Pourquoi il est si difficile de punir les entreprises pour les atteintes à la protection des données
Il est difficile de déterminer comment et où des entreprises comme Facebook se sont trompées, ce qui rend la réglementation difficile.
Par Josephine Wolff/ NYT
Mme Wolff est professeure adjointe au Rochester Institute of Technology.
Qu’advient-il des entreprises qui autorisent le vol de nos données personnelles ? Dans la plupart des cas, rien. Parfois, il y a une vague éphémère de mauvaise publicité, une brève chute des cours boursiers, une poursuite en recours collectif ou une enquête de la Federal Trade Commission qui mène à un règlement symbolique ou à une amende. Facebook est peu susceptible d’être confronté à des conséquences graves et à long terme à la suite d’une faille de sécurité annoncée le mois dernier, qui a exposé les données des comptes de 50 millions d’utilisateurs.
À première vue, l’absence de conséquences pour les entreprises en cas d’atteinte à la protection des données peut sembler être un problème évident auquel il est facile de remédier par une réglementation lourde comme le règlement général de l’Union européenne sur la protection des données.
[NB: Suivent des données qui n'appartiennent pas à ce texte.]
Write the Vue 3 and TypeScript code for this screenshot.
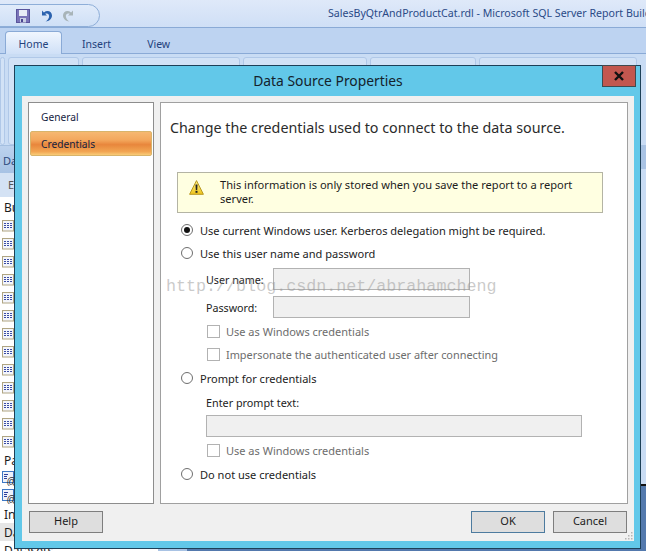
<script setup lang="ts">
const topIcons = Array.from({ length: 13 }, (_, i) => i)
</script>

<template>
  <div class="page">
    <header class="titlebar">
      <div class="qat">
        <svg class="qicon" width="14" height="14" viewBox="0 0 14 14">
          <rect x="0.5" y="0.5" width="13" height="13" fill="#7a74b8" stroke="#5a559c" />
          <rect x="3" y="1" width="8" height="6" fill="#e8ecf6" />
          <rect x="4" y="9" width="6" height="4.5" fill="#c9cfe4" />
          <rect x="5" y="10" width="2" height="3" fill="#4a4590" />
        </svg>
        <svg class="qicon" width="14" height="14" viewBox="0 0 14 14">
          <path d="M3 1.5 L3 6.5 L8 6.5 L6.2 4.8 C8.5 3.6 10.8 5.4 10 8.2 C9.5 10 8.2 11.5 6.5 12.5 C10 12.5 13 10 13 6.6 C13 2.6 8.6 0.6 4.9 3.4 Z" fill="#2b62ae" />
        </svg>
        <svg class="qicon" width="14" height="14" viewBox="0 0 14 14">
          <path d="M11 1.5 L11 6.5 L6 6.5 L7.8 4.8 C5.5 3.6 3.2 5.4 4 8.2 C4.5 10 5.8 11.5 7.5 12.5 C4 12.5 1 10 1 6.6 C1 2.6 5.4 0.6 9.1 3.4 Z" fill="#a8b4b8" />
        </svg>
      </div>
      <span class="doc">SalesByQtrAndProductCat.rdl - Microsoft SQL Server Report Builder</span>
    </header>
    <nav class="tabs">
      <span class="tab active">Home</span>
      <span class="tab insert">Insert</span>
      <span class="tab view">View</span>
    </nav>
    <div class="ribbon">
      <div class="group g1"></div>
      <div class="group g2"></div>
      <div class="group g3"></div>
      <div class="group g4"></div>
      <div class="group g5"></div>
      <div class="group g6"></div>
    </div>
    <aside class="pane">
      <div class="pane-head">Da</div>
      <div class="pane-tool">E</div>
      <div class="pane-list">
        <div class="row label tall">Bu</div>
        <div v-for="i in topIcons" :key="i" class="row">
          <svg width="13" height="12" viewBox="0 0 13 12">
            <rect x="1.5" y="0.5" width="11" height="10.5" fill="#f3f5fb" stroke="#b0a582" />
            <path d="M3 3.5h8M3 5.5h8M3 7.5h8" stroke="#3a4ca4" stroke-dasharray="2 1" />
          </svg>
        </div>
        <div class="row label">Pa</div>
        <div class="row">
          <svg width="14" height="15" viewBox="0 0 14 15">
            <rect x="1.5" y="0.5" width="11" height="11" fill="#eef2fa" stroke="#3f78c4" />
            <path d="M3 3.5h4M3 5.5h3M3 7.5h3" stroke="#2c3f9c" />
            <text x="5.5" y="13.5" font-size="10" font-family="Liberation Sans, sans-serif" fill="#333">@</text>
          </svg>
        </div>
        <div class="row">
          <svg width="14" height="15" viewBox="0 0 14 15">
            <rect x="1.5" y="0.5" width="11" height="11" fill="#eef2fa" stroke="#3f78c4" />
            <path d="M3 3.5h4M3 5.5h3M3 7.5h3" stroke="#2c3f9c" />
            <text x="5.5" y="13.5" font-size="10" font-family="Liberation Sans, sans-serif" fill="#333">@</text>
          </svg>
        </div>
        <div class="row label">In</div>
        <div class="row label shaded">Da</div>
        <div class="row label">Datasets</div>
      </div>
    </aside>
    <div class="right-strip"></div>
    <div class="right-dark"></div>
    <div class="bottom-strip"></div>

    <section class="dialog">
      <div class="dlg-title">
        <span>Data Source Properties</span>
        <button class="close">
          <svg width="12" height="10" viewBox="0 0 12 10">
            <path d="M2 1 L10 9 M10 1 L2 9" stroke="#111" stroke-width="2.4" />
          </svg>
        </button>
      </div>
      <div class="dlg-body">
        <div class="panels">
          <div class="side">
            <div class="side-item">General</div>
            <div class="side-item selected">Credentials</div>
          </div>
          <div class="main">
            <h1>Change the credentials used to connect to the data source.</h1>
            <div class="warn">
              <svg width="15" height="15" viewBox="0 0 15 15">
                <defs>
                  <linearGradient id="wg" x1="0" y1="0" x2="0" y2="1">
                    <stop offset="0" stop-color="#fff38a" />
                    <stop offset="1" stop-color="#eec31c" />
                  </linearGradient>
                </defs>
                <path d="M7.5 0.6 L14.4 14.3 L0.6 14.3 Z" fill="url(#wg)" stroke="#b8971e" stroke-linejoin="round" />
                <path d="M6.5 4.5 h2 l-0.3 5.4 h-1.4 Z" fill="#222" />
                <rect x="6.5" y="10.8" width="2" height="2" fill="#222" />
              </svg>
              <p>This information is only stored when you save the report to a report server.</p>
            </div>
            <div class="opt first"><i class="radio on"></i><span>Use current Windows user. Kerberos delegation might be required.</span></div>
            <div class="opt second"><i class="radio"></i><span>Use this user name and password</span></div>
            <div class="cred">
              <div class="field"><label>User name:</label><div class="input"></div></div>
              <div class="field"><label>Password:</label><div class="input"></div></div>
              <div class="check c1"><i class="box"></i><span>Use as Windows credentials</span></div>
              <div class="check c2"><i class="box"></i><span>Impersonate the authenticated user after connecting</span></div>
            </div>
            <div class="opt third"><i class="radio"></i><span>Prompt for credentials</span></div>
            <div class="prompt">
              <label>Enter prompt text:</label>
              <div class="input wide"></div>
              <div class="check c3"><i class="box"></i><span>Use as Windows credentials</span></div>
            </div>
            <div class="opt fourth"><i class="radio"></i><span>Do not use credentials</span></div>
          </div>
        </div>
        <div class="buttons">
          <button class="btn">Help</button>
          <span class="spacer"></span>
          <button class="btn ok">OK</button>
          <button class="btn">Cancel</button>
        </div>
        <svg class="grip" width="8" height="8" viewBox="0 0 8 8">
          <path d="M6 0h1.5v1.5H6zM6 3h1.5v1.5H6zM3 3h1.5v1.5H3zM6 6h1.5v1.5H6zM3 6h1.5v1.5H3zM0 6h1.5v1.5H0z" fill="#b5b5b5" />
        </svg>
      </div>
    </section>
    <div class="watermark">http://blog.csdn.net/abrahamcheng</div>
  </div>
</template>

<style>
html, body { margin: 0; overflow: hidden; }
</style>

<style scoped>
.page {
  position: relative;
  width: 646px;
  height: 551px;
  overflow: hidden;
  background: #c9dcf4;
  font-family: "Noto Sans", "Open Sans", sans-serif;
  font-size: 11px;
  color: #1b1b1b;
}
.titlebar {
  height: 28px;
  box-sizing: border-box;
  border-bottom: 1px solid #8aaad6;
  background: linear-gradient(#dfe9f9, #cfdff6);
  display: flex;
  position: relative;
}
.qat {
  position: absolute;
  left: -12px;
  top: 4px;
  width: 112px;
  height: 23px;
  box-sizing: border-box;
  border: 1px solid #8eaed8;
  border-radius: 0 12px 12px 0;
  background: linear-gradient(#e1ebfa, #cfe0f6);
  display: flex;
  align-items: center;
  padding-left: 27px;
  gap: 9px;
}
.qicon { flex: none; }
.doc {
  position: absolute;
  left: 328px;
  top: 6px;
  white-space: nowrap;
  font-size: 10.6px;
  color: #2a4a86;
}
.tabs {
  height: 26px;
  box-sizing: border-box;
  background: #bdd3f1;
  border-bottom: 1px solid #8aaad6;
  display: flex;
  align-items: flex-end;
  padding-left: 5px;
}
.tab {
  color: #24427c;
  font-size: 10.5px;
  line-height: 20px;
}
.tab.active {
  width: 57px;
  height: 23px;
  box-sizing: border-box;
  margin-bottom: -1px;
  border: 1px solid #8aaad6;
  border-bottom: 0;
  border-radius: 4px 4px 0 0;
  background: linear-gradient(#f0f6fe, #cfe0f7);
  text-align: center;
  line-height: 25px;
}
.tab.insert { margin-left: 20px; margin-bottom: -1px; }
.tab.view { margin-left: 36px; margin-bottom: -1px; }
.ribbon {
  height: 92px;
  box-sizing: border-box;
  display: flex;
  gap: 3px;
  padding: 3px 0 0 0;
  background: #c9dcf4;
  border-bottom: 1px solid #a4bfe0;
}
.group {
  box-sizing: border-box;
  border: 1px solid #b0c8e8;
  border-radius: 3px;
  background: #d2e2f6;
}
.g1 { width: 5px; }
.g2 { width: 71px; }
.g3 { width: 158px; }
.g4 { width: 124px; }
.g5 { width: 106px; }
.g6 { width: 158px; }
.pane {
  position: absolute;
  left: 0;
  top: 146px;
  width: 160px;
  bottom: 0;
  background: #fff;
  color: #1c1c1c;
}
.pane-head {
  height: 27px;
  box-sizing: border-box;
  background: linear-gradient(#bcd2ee, #a7c2e4);
  padding: 7px 0 0 3px;
  color: #2c4a7e;
}
.pane-tool {
  height: 24px;
  box-sizing: border-box;
  background: #d4e2f4;
  padding: 4px 0 0 8px;
  color: #555;
}
.pane-list { padding-top: 1px; }
.row {
  height: 18px;
  display: flex;
  align-items: center;
  padding-left: 1px;
  box-sizing: border-box;
  white-space: nowrap;
}
.row.label { padding-left: 4px; font-size: 12px; }
.row.tall { height: 19px; }
.row.shaded { background: #e6e6e6; }
.right-strip {
  position: absolute;
  right: 0;
  top: 145px;
  width: 8px;
  height: 24px;
  background: #a9c3e4;
}
.right-dark {
  position: absolute;
  right: 0;
  top: 484px;
  width: 6px;
  height: 67px;
  border-top: 2px solid #111;
  box-sizing: border-box;
  background: #5379ad;
}
.bottom-strip {
  position: absolute;
  left: 158px;
  right: 0;
  bottom: 0;
  height: 4px;
  background: linear-gradient(90deg, #a9c3e4 0, #a9c3e4 29px, #5379ad 29px);
}
.dialog {
  position: absolute;
  left: 14px;
  top: 65px;
  width: 627px;
  height: 484px;
  box-sizing: border-box;
  border: 1px solid #1d4058;
  background: #62c8e9;
  display: flex;
  flex-direction: column;
  padding: 0 6px 7px 7px;
}
.dlg-title {
  height: 30px;
  flex: none;
  position: relative;
  display: flex;
  justify-content: center;
  align-items: center;
  font-size: 13.85px;
  color: #14222c;
  padding-bottom: 1px;
  box-sizing: border-box;
}
.close {
  position: absolute;
  right: -2px;
  top: -1px;
  width: 34px;
  height: 22px;
  padding: 0;
  border: 1px solid #3f4a50;
  background: #c2574f;
  display: flex;
  align-items: center;
  justify-content: center;
}
.dlg-body {
  flex: 1;
  position: relative;
  background: #f0f0f0;
  display: flex;
  flex-direction: column;
  padding: 6px 6px 0;
}
.panels {
  height: 402px;
  display: flex;
  gap: 6px;
}
.side {
  width: 126px;
  box-sizing: border-box;
  border: 1px solid #8d8d8d;
  background: #fff;
  padding-top: 5px;
}
.side-item {
  height: 23px;
  line-height: 18px;
  padding-left: 12px;
  font-size: 10.2px;
  color: #15233f;
}
.side-item.selected {
  margin: 0 1px;
  padding-left: 10px;
  height: 25px;
  line-height: 25px;
  box-sizing: border-box;
  border: 1px solid #d9b46a;
  border-radius: 2px;
  background: linear-gradient(#f6b871 0%, #f3a75c 35%, #e8863c 55%, #f2a552 85%, #f9cc78 100%);
}
.main {
  width: 468px;
  box-sizing: border-box;
  border: 1px solid #a0a0a0;
  background: #fff;
  padding-left: 9px;
  color: #222;
}
h1 {
  margin: 15px 0 0;
  font-weight: 400;
  font-size: 14.3px;
  line-height: 20px;
  color: #2b2b2b;
  white-space: nowrap;
}
.warn {
  margin: 34px 0 0 7px;
  width: 426px;
  height: 41px;
  box-sizing: border-box;
  border: 1px solid #b4b4a4;
  background: #ffffe1;
  display: flex;
  padding: 5px 8px 0 11px;
  gap: 16px;
}
.warn svg { flex: none; margin-top: 2px; }
.warn p {
  margin: 0;
  font-size: 11.1px;
  line-height: 14px;
  color: #1c1c1c;
}
.opt {
  display: flex;
  align-items: center;
  gap: 7px;
  height: 16px;
  margin-left: 11px;
  font-size: 11.05px;
  white-space: nowrap;
}
.first { margin-top: 9px; }
.second { margin-top: 7px; }
.third { margin-top: 9px; }
.fourth { margin-top: 9px; }
.radio {
  width: 12px;
  height: 12px;
  flex: none;
  box-sizing: border-box;
  border: 1px solid #6e6e6e;
  border-radius: 50%;
  background: #fff;
  position: relative;
}
.radio.on::after {
  content: "";
  position: absolute;
  inset: 2px;
  border-radius: 50%;
  background: #111;
}
.cred { margin: 7px 0 0 36px; }
.field {
  height: 22px;
  display: flex;
  align-items: center;
  margin-bottom: 6px;
}
.field label { width: 67px; font-size: 10.7px; padding-top: 2px; }
.input {
  width: 197px;
  height: 22px;
  box-sizing: border-box;
  border: 1px solid #b2b2b2;
  background: #f0f0f0;
}
.check {
  display: flex;
  align-items: center;
  gap: 6px;
  height: 14px;
  margin-left: 1px;
  color: #6d6d6d;
  font-size: 11px;
  white-space: nowrap;
}
.check.c2 { font-size: 10.9px; }
.c1 { margin-top: 6px; }
.c2 { margin-top: 9px; }
.c3 { margin-top: 6px; }
.box {
  width: 13px;
  height: 13px;
  flex: none;
  box-sizing: border-box;
  border: 1px solid #b2b2b2;
  background: #fff;
}
.prompt { margin: 9px 0 0 36px; }
.prompt label { display: block; height: 16px; line-height: 16px; font-size: 10.8px; }
.input.wide { width: 376px; margin-top: 4px; }
.buttons {
  display: flex;
  gap: 8px;
  margin-top: 7px;
  padding: 0 1px;
}
.spacer { flex: 1; }
.btn {
  width: 74px;
  height: 22px;
  padding: 0 0 3px;
  box-sizing: border-box;
  border: 1px solid #7e7e7e;
  background: #dedede;
  font: inherit;
  color: #1c1c1c;
}
.btn.ok { border-color: #4d7b9f; }
.grip { position: absolute; right: 1px; bottom: 1px; }
.watermark {
  position: absolute;
  left: 166px;
  top: 277px;
  font-family: "Liberation Mono", monospace;
  font-size: 16.7px;
  line-height: 20px;
  color: rgba(150, 150, 150, 0.5);
  white-space: nowrap;
  pointer-events: none;
}
</style>
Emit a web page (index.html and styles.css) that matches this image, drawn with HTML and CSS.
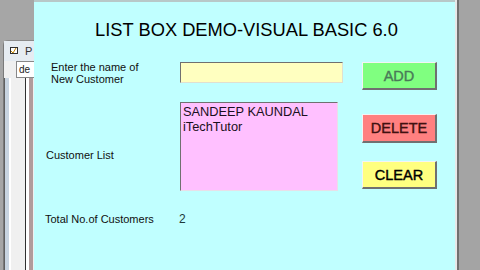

Cependant, le problème s’avère plus compliqué que cela. Deux défis, en particulier, ont entravé l’efficacité des réponses juridiques et réglementaires aux atteintes à la sécurité : déterminer si une entreprise a fait preuve de négligence dans ses pratiques de sécurité et déterminer comment calculer la valeur monétaire des renseignements personnels volés et les préjudices infligés aux personnes dont les données ont été atteintes.
Le fait que vos renseignements personnels aient été volés à une entreprise ne signifie pas nécessairement que l’entreprise a mal protégé vos données et mérite donc d’être punie. La brèche dans Facebook, par exemple, a été rendue possible par trois vulnérabilités logicielles liées aux outils des utilisateurs pour la protection de la vie privée et pour le téléchargement de vidéos d’anniversaire. Ces vulnérabilités peuvent sembler être des problèmes que Facebook aurait dû déceler très tôt, mais la vérité est que chaque entreprise a de tels bogues dans ses logiciels.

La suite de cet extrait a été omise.